(Available data)
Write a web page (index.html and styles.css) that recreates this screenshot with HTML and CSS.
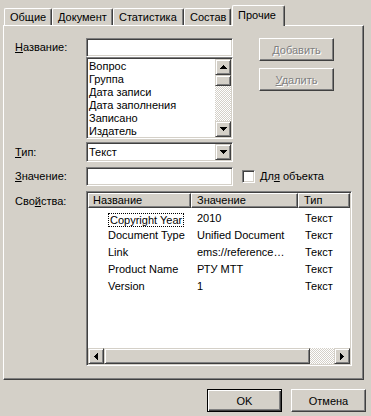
FILE: index.html
```html
<!doctype html>
<html lang="ru">
    <head>
        <meta charset="UTF-8" />
        <title>Свойства документа</title>
        <link rel="stylesheet" href="styles.css">
    </head>
    <body>
        <div class="dialog">
            <div class="tabs">
                <div class="tab tab-general">Общие</div>
                <div class="tab tab-document">Документ</div>
                <div class="tab tab-stats">Статистика</div>
                <div class="tab tab-contents">Состав</div>
                <div class="tab tab-custom active">Прочие</div>
            </div>

            <div class="panel">
                <div class="row row-name">
                    <div class="label"><u>Н</u>азвание:</div>
                    <div class="field-stack">
                        <div class="edit sunken"></div>
                        <div class="listbox sunken">
                            <ul class="items">
                                <li>Вопрос</li>
                                <li>Группа</li>
                                <li>Дата записи</li>
                                <li>Дата заполнения</li>
                                <li>Записано</li>
                                <li>Издатель</li>
                            </ul>
                            <div class="vscroll">
                                <div class="sb-btn">
                                    <svg width="7" height="4" shape-rendering="crispEdges"><path d="M3 0h1v1h1v1h1v1h1v1H0V3h1V2h1V1h1z" /></svg>
                                </div>
                                <div class="sb-thumb"></div>
                                <div class="sb-track"></div>
                                <div class="sb-btn">
                                    <svg width="7" height="4" shape-rendering="crispEdges"><path d="M0 0h7v1H6v1H5v1H4v1H3V3H2V2H1V1H0z" /></svg>
                                </div>
                            </div>
                        </div>
                    </div>
                    <div class="side-buttons">
                        <button type="button" class="button disabled"><u>Д</u>обавить</button>
                        <button type="button" class="button disabled"><u>У</u>далить</button>
                    </div>
                </div>

                <div class="row row-type">
                    <div class="label"><u>Т</u>ип:</div>
                    <div class="combo sunken">
                        <span class="combo-text">Текст</span>
                        <div class="sb-btn">
                            <svg width="7" height="4" shape-rendering="crispEdges"><path d="M0 0h7v1H6v1H5v1H4v1H3V3H2V2H1V1H0z" /></svg>
                        </div>
                    </div>
                </div>

                <div class="row row-value">
                    <div class="label"><u>З</u>начение:</div>
                    <div class="edit sunken"></div>
                    <div class="checkbox sunken"></div>
                    <div class="check-label">Дл<u>я</u> объекта</div>
                </div>

                <div class="row row-props">
                    <div class="label">Сво<u>й</u>ства:</div>
                    <div class="listview sunken">
                        <div class="lv-header">
                            <div class="lv-col col-name">Название</div>
                            <div class="lv-col col-value">Значение</div>
                            <div class="lv-col col-type">Тип</div>
                        </div>
                        <div class="lv-rows">
                            <div class="lv-row">
                                <div class="col-name"><span class="focus">Copyright Year</span></div>
                                <div class="col-value">2010</div>
                                <div class="col-type">Текст</div>
                            </div>
                            <div class="lv-row">
                                <div class="col-name">Document Type</div>
                                <div class="col-value">Unified Document</div>
                                <div class="col-type">Текст</div>
                            </div>
                            <div class="lv-row">
                                <div class="col-name">Link</div>
                                <div class="col-value">ems://reference…</div>
                                <div class="col-type">Текст</div>
                            </div>
                            <div class="lv-row">
                                <div class="col-name">Product Name</div>
                                <div class="col-value">РТУ МТТ</div>
                                <div class="col-type">Текст</div>
                            </div>
                            <div class="lv-row">
                                <div class="col-name">Version</div>
                                <div class="col-value">1</div>
                                <div class="col-type">Текст</div>
                            </div>
                        </div>
                        <div class="hscroll">
                            <div class="sb-btn">
                                <svg width="4" height="7" shape-rendering="crispEdges"><path d="M3 0h1v7H3V6H2V5H1V4H0V3h1V2h1V1h1z" /></svg>
                            </div>
                            <div class="sb-thumb"></div>
                            <div class="sb-track"></div>
                            <div class="sb-btn">
                                <svg width="4" height="7" shape-rendering="crispEdges"><path d="M0 0h1v1h1v1h1v1h1v1H3v1H2v1H1v1H0z" /></svg>
                            </div>
                        </div>
                    </div>
                </div>
            </div>

            <div class="footer">
                <button type="button" class="button default">OK</button>
                <button type="button" class="button">Отмена</button>
            </div>
        </div>
    </body>
</html>
```

FILE: styles.css
```css
html,
body {
    height: 100%;
    margin: 0;
}
body {
    background: #d4d0c8;
    color: #000;
    font: 11px "Liberation Sans", Arial, sans-serif;
}
.dialog {
    padding-top: 8px;
}

/* 3D borders, classic style */
.sunken {
    box-sizing: border-box;
    border: 1px solid;
    border-color: #808080 #fff #fff #808080;
    box-shadow: inset 1px 1px #404040, inset -1px -1px #d4d0c8;
    padding: 1px;
}

/* tabs */
.tabs {
    display: flex;
    align-items: flex-end;
    height: 17px;
    margin-left: 4px;
}
.tab {
    box-sizing: border-box;
    height: 17px;
    padding-left: 5px;
    line-height: 16px;
    border: 1px solid;
    border-color: #fff #404040 transparent #fff;
    border-bottom: none;
    border-radius: 2px 2px 0 0;
    box-shadow: inset -1px 0 #808080;
    white-space: nowrap;
}
.tab-general {
    width: 48px;
}
.tab-document {
    width: 61px;
}
.tab-stats {
    width: 71px;
}
.tab-contents {
    width: 47px;
}
.tab.active {
    width: 53px;
    height: 21px;
    margin-left: 1px;
    margin-bottom: -1px;
    padding-top: 1px;
    position: relative;
    z-index: 1;
    background: #d4d0c8;
}

.panel {
    box-sizing: border-box;
    width: 361px;
    height: 355px;
    margin-left: 3px;
    padding: 12px 0 0 11px;
    border: 1px solid;
    border-color: #fff #404040 #404040 #fff;
    box-shadow: inset -1px -1px #808080;
}
.row {
    display: flex;
}
.label {
    width: 71px;
    flex: none;
}
.row-name .label {
    line-height: 19px;
}
.row-type {
    margin-top: 3px;
}
.row-type .label {
    line-height: 20px;
}
.row-value {
    margin-top: 5px;
}
.row-value .label {
    line-height: 19px;
}
.row-props {
    margin-top: 5px;
}
.row-props .label {
    padding-top: 4px;
    line-height: 13px;
}

.field-stack {
    width: 147px;
}
.edit {
    width: 147px;
    height: 19px;
    background: #fff;
}
.listbox {
    display: flex;
    width: 147px;
    height: 82px;
    background: #fff;
}
.items {
    flex: 1;
    margin: 0;
    padding: 1px 0 0 1px;
    list-style: none;
    line-height: 13px;
    overflow: hidden;
}

/* scrollbars */
.vscroll {
    display: flex;
    flex-direction: column;
    width: 16px;
}
.hscroll {
    display: flex;
    flex: none;
    height: 16px;
}
.sb-btn,
.sb-thumb {
    box-sizing: border-box;
    flex: none;
    background: #d4d0c8;
    border: 1px solid;
    border-color: #d4d0c8 #404040 #404040 #d4d0c8;
    box-shadow: inset 1px 1px #fff, inset -1px -1px #808080;
}
.sb-btn {
    display: flex;
    align-items: center;
    justify-content: center;
    width: 16px;
    height: 16px;
}
.sb-btn svg {
    display: block;
    fill: #000;
}
.vscroll .sb-thumb {
    height: 11px;
}
.hscroll .sb-thumb {
    width: 206px;
}
.sb-track {
    flex: 1;
    background: repeating-conic-gradient(#fff 0 25%, #d4d0c8 0 50%) 0 0 / 2px 2px;
}

/* buttons */
.side-buttons {
    display: flex;
    flex-direction: column;
    gap: 7px;
    margin-left: 26px;
}
.button {
    box-sizing: border-box;
    width: 75px;
    height: 23px;
    padding: 0;
    font: inherit;
    color: #000;
    text-align: center;
    background: #d4d0c8;
    border: 1px solid;
    border-color: #fff #404040 #404040 #fff;
    box-shadow: inset -1px -1px #808080;
}
.button.disabled {
    color: #808080;
    text-shadow: 1px 1px 0 #fff;
}
.button.default {
    border-color: #000;
    box-shadow: inset 1px 1px #fff, inset -1px -1px #404040, inset -2px -2px #808080;
}

.combo {
    display: flex;
    width: 147px;
    height: 20px;
    background: #fff;
}
.combo-text {
    flex: 1;
    padding-left: 1px;
    line-height: 16px;
}

.checkbox {
    width: 13px;
    height: 13px;
    margin: 3px 0 0 9px;
    background: #fff;
}
.check-label {
    margin-left: 5px;
    line-height: 19px;
}

/* properties list */
.listview {
    display: flex;
    flex-direction: column;
    width: 266px;
    height: 175px;
    background: #fff;
}
.lv-header {
    display: flex;
    flex: none;
}
.lv-col {
    box-sizing: border-box;
    height: 15px;
    padding-left: 5px;
    line-height: 13px;
    background: #d4d0c8;
    border: 1px solid;
    border-color: #fff #404040 #404040 #fff;
    box-shadow: inset -1px -1px #808080;
}
.lv-col.col-name {
    padding-left: 4px;
}
.lv-rows {
    flex: 1;
    padding-top: 2px;
}
.lv-row {
    display: flex;
    height: 17px;
    line-height: 17px;
}
.col-name,
.col-value,
.col-type {
    box-sizing: border-box;
    flex: none;
    white-space: nowrap;
    overflow: hidden;
}
.col-name {
    width: 103px;
}
.col-value {
    width: 107px;
}
.col-type {
    width: 52px;
}
.lv-row .col-name {
    padding-left: 20px;
}
.lv-row .col-value {
    padding-left: 6px;
}
.lv-row .col-type {
    padding-left: 7px;
}
.focus {
    display: inline-block;
    vertical-align: top;
    margin-top: 3px;
    padding: 0 1px;
    line-height: 12px;
    border: 1px dotted #000;
}

.footer {
    display: flex;
    justify-content: flex-end;
    gap: 9px;
    margin-top: 9px;
    padding-right: 5px;
}
```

(The exercise) Each line above that includes "styles" should be shown.

(Reply)
Write a web page (index.html and styles.css) that recreates this screenshot with HTML and CSS.
        <link rel="stylesheet" href="styles.css">
FILE: styles.css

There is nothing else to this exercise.